Residual Stresses are those that remain in the materials or components in absence of external loads. They can originate in many manufacturing processes or during several service conditions that leads into non uniform deformations, such us cold working (rolling, wire drawing, for the case of metallic materials), surface treatments (“shot peening”), welding…
Why is important to know this value?
When designing any structure or component, it is necessary to take into account the value of the total stress to which the material will be subjected during its service life. This stress has two contributions: the applied stress (that which is calculated according to the design of the project being carried out) and the residual stress, which is present within the material in the absence of external loads. If this value is not taken into account, there is a possibility of unexpected failures occurring under normal service conditions. These phenomena are of particular importance in high-risk components and structures in which brittle fractures may occur, or subcritical cracking phenomena, such as fatigue and stress corrosion.
One of the examples in which the measurement of residual stresses is critical is the case of materials designed to operate under cyclic loading. In certain components, such as gears or transmission shafts, compressive residual stresses are introduced into the material through surface treatments in order to extend its fatigue life.

Another case that could be of great importance is that of steel wires.

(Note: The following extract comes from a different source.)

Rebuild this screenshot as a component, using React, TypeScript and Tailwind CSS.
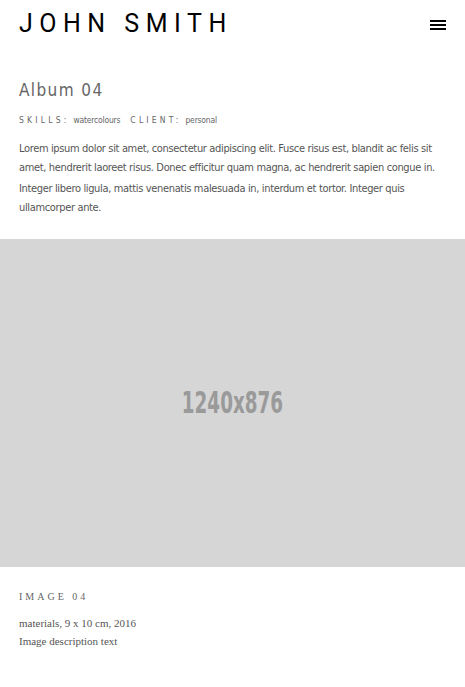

During the cold drawing process, a stress distribution is generated along the cross-section of the wires, resulting in regions under tensile stress and regions under compressive stress.

If the drawing process is not carried out correctly, the residual stresses generated in the material could exceed its working range, compromising its integrity during service; therefore, it is very important to know their value.

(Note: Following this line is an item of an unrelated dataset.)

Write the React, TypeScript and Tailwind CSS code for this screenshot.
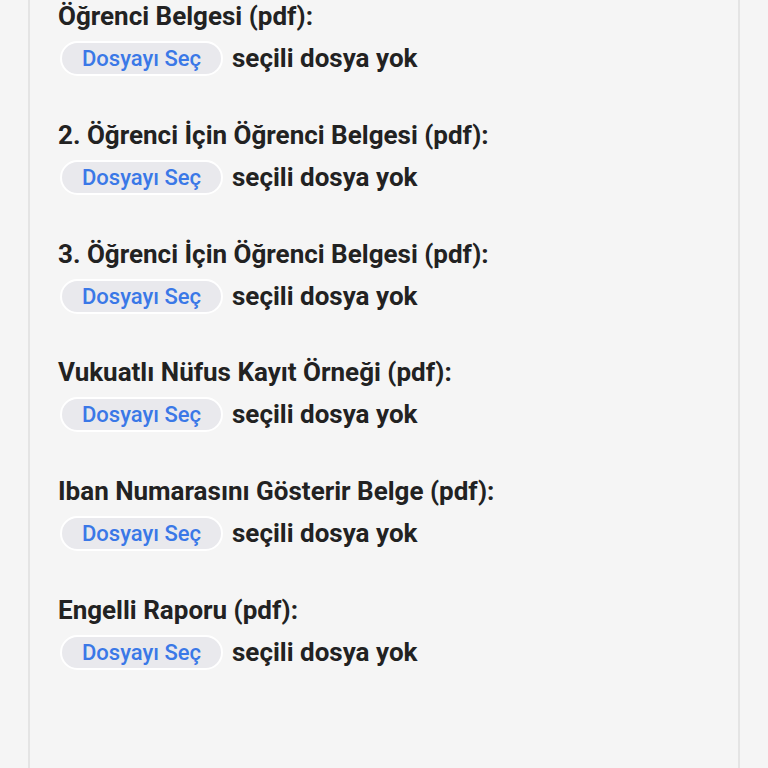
const fields = [
  "Öğrenci Belgesi (pdf):",
  "2. Öğrenci İçin Öğrenci Belgesi (pdf):",
  "3. Öğrenci İçin Öğrenci Belgesi (pdf):",
  "Vukuatlı Nüfus Kayıt Örneği (pdf):",
  "Iban Numarasını Gösterir Belge (pdf):",
  "Engelli Raporu (pdf):",
];

export default function App() {
  return (
    <div className="min-h-[768px] bg-[#f5f5f5] font-['Roboto',sans-serif] text-[#222]">
      <div className="ml-[28px] min-h-[768px] w-[712px] border-x-2 border-[#e4e4e4] pl-[28px]">
        {fields.map((label) => (
          <div key={label} className="mb-[42.8px]">
            <label className="block h-8 text-[26px] font-bold leading-8">
              {label}
            </label>
            <div className="mt-[9px] flex h-[35px] items-center">
              <button className="ml-[2px] flex h-[35px] w-[163px] items-center justify-center rounded-full border-2 border-white bg-[#e9e9ed] text-[22px] font-medium text-[#3a78e7]">
                Dosyayı Seç
              </button>
              <span className="ml-[9px] text-[26px] font-bold">
                seçili dosya yok
              </span>
            </div>
          </div>
        ))}
      </div>
    </div>
  );
}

How are residual stresses measured?
Residual stresses are calculated from residual strains, which can be measured using destructive and non-destructive methods.
In destructive methods, the strains that occur when the material relaxes are measured (after performing a drilling or a cut, for example).
On the contrary, in non-destructive methods the material is not altered, so the component can be reused after testing. Among non-destructive methods, the most widely used is X-ray diffraction. This technique is the one used by our laboratory to carry out its tests.
X-ray diffraction
X-ray diffraction is a physical phenomenon that appears in the interaction of an X-ray beam with crystalline matter.
Depending on the wavelength of the X-ray beam, for certain crystallographic planes a coherent scattering of the X-ray beam occurs, as well as a constructive interference of waves that are in phase due to diffraction on different crystallographic planes. In this way, scattering of the beam occurs in certain directions of space.
This phenomenon can be described by Bragg’s Law, where the interplanar spacing of those families of planes in which diffraction occurs is related to the direction in space in which constructive interference takes place.
n λ = 2 d sen θ
Measurement of residual stresses
When a material is in a stress-free state, that is, when there is no type of stress acting on its structure, the distance between crystallographic planes is not altered and has a known constant value.
However, when this crystalline structure is modified by the application of stress (either due to external loads or intrinsic residual stresses within the material), the interplanar spacing changes and, therefore, the direction in which diffraction occurs also varies.

Using a diffractometer, it is possible to measure this direction and, since the material being analysed is known, to determine the variations in interplanar spacing, which lead to a deformation in the crystalline grains of the material. Through Hooke’s Law, it is possible to relate this deformation to the stress values acting on the material.